== Goal ==
Identify all lines below that hold "this" and collect them.

* BEGIN Data for the task *

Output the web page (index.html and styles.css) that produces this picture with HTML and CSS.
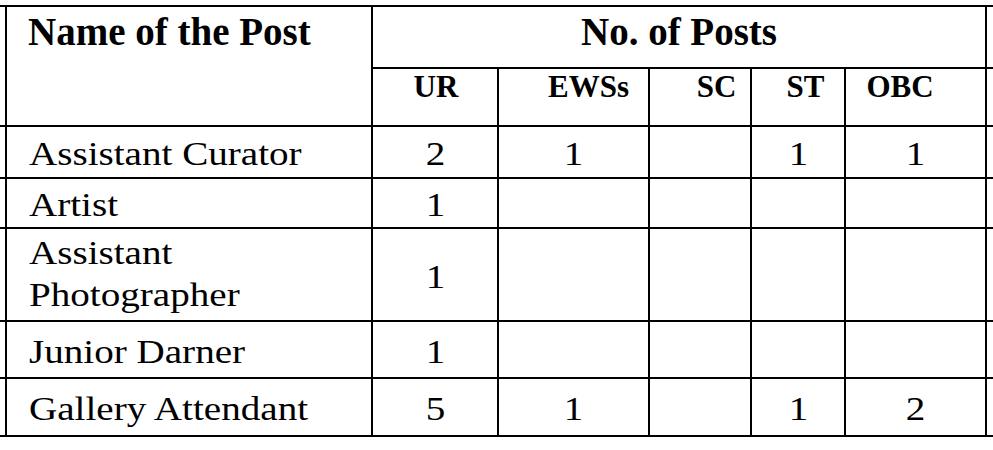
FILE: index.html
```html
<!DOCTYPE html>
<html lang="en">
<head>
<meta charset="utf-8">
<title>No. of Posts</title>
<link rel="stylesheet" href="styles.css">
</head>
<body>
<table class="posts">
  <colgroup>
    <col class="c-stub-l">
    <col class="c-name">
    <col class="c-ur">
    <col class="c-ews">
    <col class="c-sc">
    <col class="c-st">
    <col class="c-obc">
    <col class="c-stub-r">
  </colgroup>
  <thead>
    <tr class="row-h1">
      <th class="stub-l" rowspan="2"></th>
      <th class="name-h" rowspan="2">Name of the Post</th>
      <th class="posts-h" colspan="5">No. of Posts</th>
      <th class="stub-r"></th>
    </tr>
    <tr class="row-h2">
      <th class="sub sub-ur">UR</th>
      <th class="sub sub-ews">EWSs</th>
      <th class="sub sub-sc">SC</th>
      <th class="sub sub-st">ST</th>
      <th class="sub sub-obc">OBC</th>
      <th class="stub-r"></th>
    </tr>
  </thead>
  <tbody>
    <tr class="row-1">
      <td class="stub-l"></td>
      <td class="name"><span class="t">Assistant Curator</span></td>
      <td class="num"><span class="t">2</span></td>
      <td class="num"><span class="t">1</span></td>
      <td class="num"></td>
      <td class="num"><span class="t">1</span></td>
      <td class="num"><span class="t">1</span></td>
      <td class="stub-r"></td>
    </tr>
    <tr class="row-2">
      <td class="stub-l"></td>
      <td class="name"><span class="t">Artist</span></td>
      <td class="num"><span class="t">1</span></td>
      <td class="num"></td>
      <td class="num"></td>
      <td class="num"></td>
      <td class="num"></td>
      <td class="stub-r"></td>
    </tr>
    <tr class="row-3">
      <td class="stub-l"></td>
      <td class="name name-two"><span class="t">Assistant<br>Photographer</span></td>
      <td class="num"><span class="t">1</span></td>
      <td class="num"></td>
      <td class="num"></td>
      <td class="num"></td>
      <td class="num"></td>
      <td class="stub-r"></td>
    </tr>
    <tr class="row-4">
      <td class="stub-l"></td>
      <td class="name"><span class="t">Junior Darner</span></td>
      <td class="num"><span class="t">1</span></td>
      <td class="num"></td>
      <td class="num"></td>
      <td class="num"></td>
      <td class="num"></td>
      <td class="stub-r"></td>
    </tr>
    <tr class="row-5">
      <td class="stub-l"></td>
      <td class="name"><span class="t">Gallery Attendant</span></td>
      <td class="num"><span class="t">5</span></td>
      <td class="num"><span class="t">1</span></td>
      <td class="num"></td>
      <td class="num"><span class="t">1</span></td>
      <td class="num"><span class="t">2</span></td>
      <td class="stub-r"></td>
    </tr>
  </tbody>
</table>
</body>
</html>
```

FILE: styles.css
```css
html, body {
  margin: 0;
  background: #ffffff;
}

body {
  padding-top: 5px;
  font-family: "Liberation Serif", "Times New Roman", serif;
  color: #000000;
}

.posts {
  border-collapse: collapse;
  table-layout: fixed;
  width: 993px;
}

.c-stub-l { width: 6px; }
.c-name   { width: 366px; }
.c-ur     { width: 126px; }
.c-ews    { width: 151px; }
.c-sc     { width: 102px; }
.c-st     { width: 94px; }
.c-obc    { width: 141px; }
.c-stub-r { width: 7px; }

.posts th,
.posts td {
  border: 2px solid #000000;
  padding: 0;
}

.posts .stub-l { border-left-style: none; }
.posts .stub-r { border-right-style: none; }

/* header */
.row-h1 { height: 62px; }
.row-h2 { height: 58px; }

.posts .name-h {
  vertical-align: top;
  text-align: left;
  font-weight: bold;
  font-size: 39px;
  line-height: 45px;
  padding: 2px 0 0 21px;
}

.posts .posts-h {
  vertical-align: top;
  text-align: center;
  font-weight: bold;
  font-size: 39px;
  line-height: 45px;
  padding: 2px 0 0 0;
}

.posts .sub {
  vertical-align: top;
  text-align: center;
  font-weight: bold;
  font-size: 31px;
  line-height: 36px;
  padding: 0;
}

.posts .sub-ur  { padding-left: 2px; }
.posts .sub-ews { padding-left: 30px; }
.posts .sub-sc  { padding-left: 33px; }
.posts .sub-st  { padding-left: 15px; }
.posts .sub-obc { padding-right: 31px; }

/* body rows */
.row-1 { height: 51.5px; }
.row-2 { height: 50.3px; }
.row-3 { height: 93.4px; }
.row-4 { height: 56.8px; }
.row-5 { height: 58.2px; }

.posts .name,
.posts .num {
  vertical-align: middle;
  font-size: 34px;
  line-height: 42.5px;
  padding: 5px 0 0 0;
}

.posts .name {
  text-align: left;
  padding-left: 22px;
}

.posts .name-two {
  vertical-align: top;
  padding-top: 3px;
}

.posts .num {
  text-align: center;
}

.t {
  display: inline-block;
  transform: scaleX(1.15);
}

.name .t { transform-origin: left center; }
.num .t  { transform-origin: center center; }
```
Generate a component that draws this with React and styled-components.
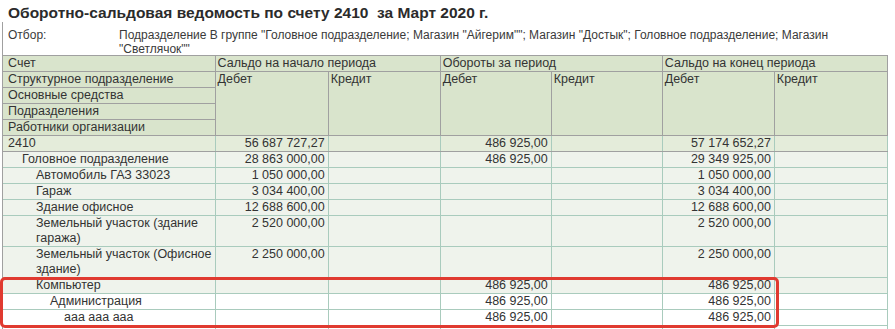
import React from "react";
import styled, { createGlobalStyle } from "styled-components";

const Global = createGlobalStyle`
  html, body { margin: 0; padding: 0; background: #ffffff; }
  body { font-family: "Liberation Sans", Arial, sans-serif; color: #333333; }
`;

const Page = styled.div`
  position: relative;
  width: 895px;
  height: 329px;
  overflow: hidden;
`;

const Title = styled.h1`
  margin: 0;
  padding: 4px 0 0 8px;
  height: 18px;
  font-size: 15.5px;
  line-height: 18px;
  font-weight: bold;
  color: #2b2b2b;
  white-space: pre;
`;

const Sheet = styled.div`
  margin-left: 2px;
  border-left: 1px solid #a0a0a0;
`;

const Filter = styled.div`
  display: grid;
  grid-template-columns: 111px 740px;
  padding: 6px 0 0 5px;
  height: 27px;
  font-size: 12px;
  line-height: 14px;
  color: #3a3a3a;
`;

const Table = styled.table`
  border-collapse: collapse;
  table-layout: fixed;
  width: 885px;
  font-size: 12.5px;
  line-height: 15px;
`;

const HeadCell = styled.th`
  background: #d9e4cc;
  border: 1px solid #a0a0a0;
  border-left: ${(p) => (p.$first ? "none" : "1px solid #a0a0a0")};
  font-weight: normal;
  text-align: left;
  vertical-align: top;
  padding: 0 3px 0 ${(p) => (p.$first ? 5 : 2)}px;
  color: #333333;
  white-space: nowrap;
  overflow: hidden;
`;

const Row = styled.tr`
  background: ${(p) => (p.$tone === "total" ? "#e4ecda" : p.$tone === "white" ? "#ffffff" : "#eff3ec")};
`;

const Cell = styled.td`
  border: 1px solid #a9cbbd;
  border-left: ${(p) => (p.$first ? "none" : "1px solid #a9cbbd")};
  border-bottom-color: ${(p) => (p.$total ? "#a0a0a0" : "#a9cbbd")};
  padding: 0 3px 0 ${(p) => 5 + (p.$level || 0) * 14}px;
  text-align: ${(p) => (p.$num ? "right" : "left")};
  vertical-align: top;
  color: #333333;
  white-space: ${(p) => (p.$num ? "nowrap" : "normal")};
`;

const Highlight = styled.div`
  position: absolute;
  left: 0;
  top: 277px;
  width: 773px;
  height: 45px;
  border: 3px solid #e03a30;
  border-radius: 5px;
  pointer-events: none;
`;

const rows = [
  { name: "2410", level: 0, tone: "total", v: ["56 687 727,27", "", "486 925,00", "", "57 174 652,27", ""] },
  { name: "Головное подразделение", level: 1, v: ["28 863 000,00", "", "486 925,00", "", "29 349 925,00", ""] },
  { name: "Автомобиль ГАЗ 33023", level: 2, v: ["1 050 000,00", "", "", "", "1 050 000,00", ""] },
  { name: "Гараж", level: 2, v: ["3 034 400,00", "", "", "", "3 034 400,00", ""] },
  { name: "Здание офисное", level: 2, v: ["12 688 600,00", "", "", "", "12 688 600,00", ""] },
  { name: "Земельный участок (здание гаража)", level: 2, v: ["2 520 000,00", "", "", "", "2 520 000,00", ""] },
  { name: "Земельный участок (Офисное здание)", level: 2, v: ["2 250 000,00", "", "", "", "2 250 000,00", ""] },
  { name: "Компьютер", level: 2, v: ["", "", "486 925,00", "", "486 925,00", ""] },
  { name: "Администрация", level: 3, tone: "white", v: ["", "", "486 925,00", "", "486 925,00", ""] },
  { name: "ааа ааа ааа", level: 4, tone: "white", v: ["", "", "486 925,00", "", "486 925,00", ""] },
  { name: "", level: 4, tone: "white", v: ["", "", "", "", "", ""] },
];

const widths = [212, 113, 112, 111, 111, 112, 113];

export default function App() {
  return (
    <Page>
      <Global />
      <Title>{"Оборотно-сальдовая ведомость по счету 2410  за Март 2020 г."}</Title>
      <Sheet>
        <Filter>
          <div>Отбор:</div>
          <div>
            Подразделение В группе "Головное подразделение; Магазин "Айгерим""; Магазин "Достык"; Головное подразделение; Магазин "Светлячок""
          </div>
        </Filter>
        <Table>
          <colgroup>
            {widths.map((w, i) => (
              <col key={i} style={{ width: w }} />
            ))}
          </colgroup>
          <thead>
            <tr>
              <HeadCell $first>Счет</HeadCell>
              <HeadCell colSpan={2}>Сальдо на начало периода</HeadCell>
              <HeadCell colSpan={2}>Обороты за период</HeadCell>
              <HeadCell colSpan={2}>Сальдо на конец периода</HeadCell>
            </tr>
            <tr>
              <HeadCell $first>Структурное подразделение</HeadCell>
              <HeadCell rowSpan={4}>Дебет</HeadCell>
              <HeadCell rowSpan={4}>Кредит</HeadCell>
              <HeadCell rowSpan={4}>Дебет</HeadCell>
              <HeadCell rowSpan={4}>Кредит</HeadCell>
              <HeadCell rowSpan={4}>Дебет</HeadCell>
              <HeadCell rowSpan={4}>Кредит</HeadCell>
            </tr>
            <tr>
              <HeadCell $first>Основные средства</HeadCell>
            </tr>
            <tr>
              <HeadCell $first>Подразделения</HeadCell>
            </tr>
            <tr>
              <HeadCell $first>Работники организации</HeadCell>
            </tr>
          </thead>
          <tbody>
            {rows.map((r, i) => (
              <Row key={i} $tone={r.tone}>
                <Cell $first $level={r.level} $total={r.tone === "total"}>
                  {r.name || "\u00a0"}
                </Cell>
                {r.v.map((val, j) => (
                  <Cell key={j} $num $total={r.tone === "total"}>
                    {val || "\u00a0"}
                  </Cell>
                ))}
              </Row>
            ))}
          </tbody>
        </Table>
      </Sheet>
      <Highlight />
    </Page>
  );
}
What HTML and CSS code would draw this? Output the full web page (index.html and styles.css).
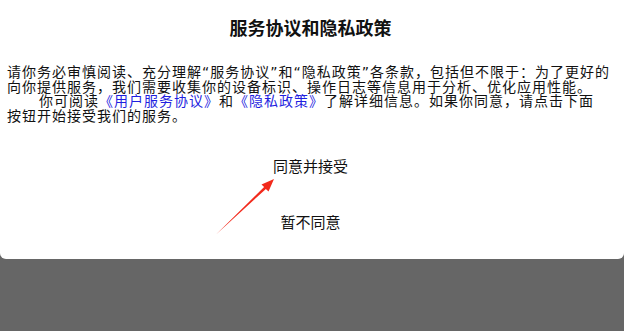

* END Data for the task *

== Exercise response ==
Output the web page (index.html and styles.css) that produces this picture with HTML and CSS.
Generate a component that draws this with React and styled-components.
What HTML and CSS code would draw this? Output the full web page (index.html and styles.css).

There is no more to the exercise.